The Senate bill has an 18-month moratorium on all facial surveillance use except for the RMV, but didn’t outright ban it indefinitely.
The RMV’s usage of the technology is common, and was also highlighted in a recent Boston ban on the technology. The House bill calls for transparency from the Registry on who gets what information, and includes a requirement that the entity annually publish the number of facial recognition searches performed at the request of law enforcement agencies, the number of searches conducted pursuant of a warrant, emergency searches conducted, and other data.
Additionally, a special commission would be established to study the use of face recognition technology by the Massachusetts Department of Transportation.
Civil Service Commission
The House bill establishes a special legislative commission to study and examine the civil service law and rules covering personnel administration, an area not addressed in the Senate bill.
The commission would assess hiring procedures and bylaws for municipalities not subject to the civil service law, and State Police hiring practices in an effort to improve diversity.
The 25-member body would include gubernatorial appointees, members of police, correctional officers, and firefighters officers’ unions, legislators, someone from the American Civil Liberties Union of Massachusetts, Tanisha Sullivan, president of the Boston branch of the NAACP and Springfield Rep. Carlos Gonzalez, who heads the Black and Latino Legislative Caucus.

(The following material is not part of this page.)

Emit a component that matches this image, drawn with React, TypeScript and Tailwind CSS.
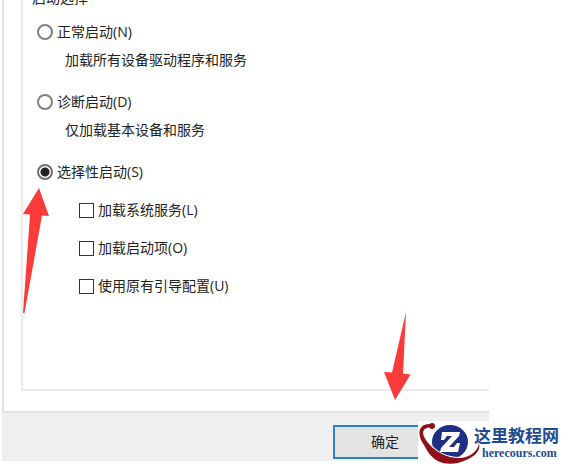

The group would “study the employment, promotion, performance evaluation and disciplinary procedures for civil service employees,” and review recruitment processes, promotion protocol, collective bargaining agreements with unions, and identifying barriers that exist in hiring and promotion practices. The commission would assess whether it’s feasible to appoint or hire a diversity officer for every municipality with a police and fire department.
The commission would submit a report and recommendations to top Beacon Hill leaders by the end of this year.